▶ Description of the task
Write the data out again exactly, with no pictures.

------------------------------------------------

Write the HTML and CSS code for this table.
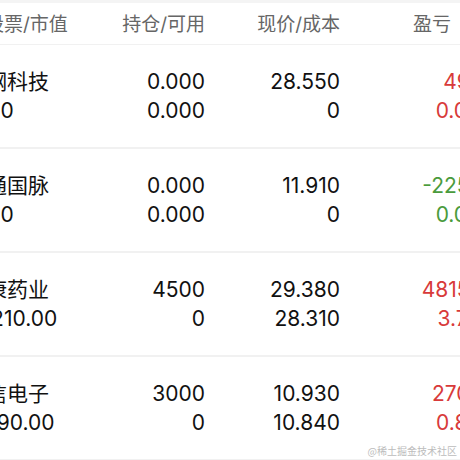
FILE: index.html
```html
<!DOCTYPE html>
<html lang="zh">
<head>
<meta charset="utf-8">
<link rel="stylesheet" href="styles.css">
</head>
<body>
<div class="viewport">
  <div class="topbar"></div>
  <div class="table">
    <div class="row head">
      <div class="c1">股票/市值</div>
      <div class="c2">持仓/可用</div>
      <div class="c3">现价/成本</div>
      <div class="c4">盈亏</div>
    </div>
    <div class="row">
      <div class="c1"><span>中钢科技</span><span>0</span></div>
      <div class="c2"><span>0.000</span><span>0.000</span></div>
      <div class="c3"><span>28.550</span><span>0</span></div>
      <div class="c4 up"><span>49.50</span><span>0.00%</span></div>
    </div>
    <div class="row">
      <div class="c1"><span>中通国脉</span><span>0</span></div>
      <div class="c2"><span>0.000</span><span>0.000</span></div>
      <div class="c3"><span>11.910</span><span>0</span></div>
      <div class="c4 down"><span>-225.00</span><span>0.00%</span></div>
    </div>
    <div class="row">
      <div class="c1"><span>健康药业</span><span>132210.00</span></div>
      <div class="c2"><span>4500</span><span>0</span></div>
      <div class="c3"><span>29.380</span><span>28.310</span></div>
      <div class="c4 up"><span>4815.00</span><span>3.78%</span></div>
    </div>
    <div class="row">
      <div class="c1"><span>立信电子</span><span>32790.00</span></div>
      <div class="c2"><span>3000</span><span>0</span></div>
      <div class="c3"><span>10.930</span><span>10.840</span></div>
      <div class="c4 up"><span>270.00</span><span>0.83%</span></div>
    </div>
  </div>
  <div class="watermark">@稀土掘金技术社区</div>
</div>
</body>
</html>
```

FILE: styles.css
```css
html, body {
  margin: 0;
  padding: 0;
  background: #ffffff;
}
body {
  font-family: "Inter", "Noto Sans CJK SC", sans-serif;
  color: #111111;
  overflow: hidden;
}
.viewport {
  position: relative;
  width: 460px;
  height: 460px;
  overflow: hidden;
}
.topbar {
  height: 3px;
  background: #f4f4f4;
}
.table {
  margin-left: -43px;
  width: 580px;
}
.row {
  display: grid;
  grid-template-columns: 100px 148px 135px 161px;
  height: 102px;
  align-items: center;
  border-bottom: 2px solid #f1f1f1;
  font-size: 21px;
  line-height: 29px;
}
.row > div {
  display: flex;
  flex-direction: column;
  white-space: nowrap;
}
.row .c1 { align-items: center; }
.row .c2, .row .c3, .row .c4 { align-items: flex-end; }
.row.head {
  height: 38px;
  padding-top: 3px;
  border-bottom: 1px solid #f1f1f1;
  font-size: 19px;
  line-height: 26px;
  color: #666666;
}
.row.head .c1 { align-items: flex-start; padding-left: 28px; }
.row.head .c4 { align-items: flex-start; padding-left: 73px; }
.up { color: #d83a3a; }
.down { color: #4a9b3c; }
.watermark {
  position: absolute;
  right: 3px;
  bottom: 2px;
  font-size: 10px;
  line-height: 14px;
  color: #bcbcbc;
  font-family: "Noto Sans CJK SC", sans-serif;
}
```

------------------------------------------------

▶ Exercise output
Write the HTML and CSS code for this table.
FILE: index.html
```html
<!DOCTYPE html>
<html lang="zh">
<head>
<meta charset="utf-8">
<link rel="stylesheet" href="styles.css">
</head>
<body>
<div class="viewport">
  <div class="topbar"></div>
  <div class="table">
    <div class="row head">
      <div class="c1">股票/市值</div>
      <div class="c2">持仓/可用</div>
      <div class="c3">现价/成本</div>
      <div class="c4">盈亏</div>
    </div>
    <div class="row">
      <div class="c1"><span>中钢科技</span><span>0</span></div>
      <div class="c2"><span>0.000</span><span>0.000</span></div>
      <div class="c3"><span>28.550</span><span>0</span></div>
      <div class="c4 up"><span>49.50</span><span>0.00%</span></div>
    </div>
    <div class="row">
      <div class="c1"><span>中通国脉</span><span>0</span></div>
      <div class="c2"><span>0.000</span><span>0.000</span></div>
      <div class="c3"><span>11.910</span><span>0</span></div>
      <div class="c4 down"><span>-225.00</span><span>0.00%</span></div>
    </div>
    <div class="row">
      <div class="c1"><span>健康药业</span><span>132210.00</span></div>
      <div class="c2"><span>4500</span><span>0</span></div>
      <div class="c3"><span>29.380</span><span>28.310</span></div>
      <div class="c4 up"><span>4815.00</span><span>3.78%</span></div>
    </div>
    <div class="row">
      <div class="c1"><span>立信电子</span><span>32790.00</span></div>
      <div class="c2"><span>3000</span><span>0</span></div>
      <div class="c3"><span>10.930</span><span>10.840</span></div>
      <div class="c4 up"><span>270.00</span><span>0.83%</span></div>
    </div>
  </div>
  <div class="watermark">@稀土掘金技术社区</div>
</div>
</body>
</html>
```

FILE: styles.css
```css
html, body {
  margin: 0;
  padding: 0;
  background: #ffffff;
}
body {
  font-family: "Inter", "Noto Sans CJK SC", sans-serif;
  color: #111111;
  overflow: hidden;
}
.viewport {
  position: relative;
  width: 460px;
  height: 460px;
  overflow: hidden;
}
.topbar {
  height: 3px;
  background: #f4f4f4;
}
.table {
  margin-left: -43px;
  width: 580px;
}
.row {
  display: grid;
  grid-template-columns: 100px 148px 135px 161px;
  height: 102px;
  align-items: center;
  border-bottom: 2px solid #f1f1f1;
  font-size: 21px;
  line-height: 29px;
}
.row > div {
  display: flex;
  flex-direction: column;
  white-space: nowrap;
}
.row .c1 { align-items: center; }
.row .c2, .row .c3, .row .c4 { align-items: flex-end; }
.row.head {
  height: 38px;
  padding-top: 3px;
  border-bottom: 1px solid #f1f1f1;
  font-size: 19px;
  line-height: 26px;
  color: #666666;
}
.row.head .c1 { align-items: flex-start; padding-left: 28px; }
.row.head .c4 { align-items: flex-start; padding-left: 73px; }
.up { color: #d83a3a; }
.down { color: #4a9b3c; }
.watermark {
  position: absolute;
  right: 3px;
  bottom: 2px;
  font-size: 10px;
  line-height: 14px;
  color: #bcbcbc;
  font-family: "Noto Sans CJK SC", sans-serif;
}
```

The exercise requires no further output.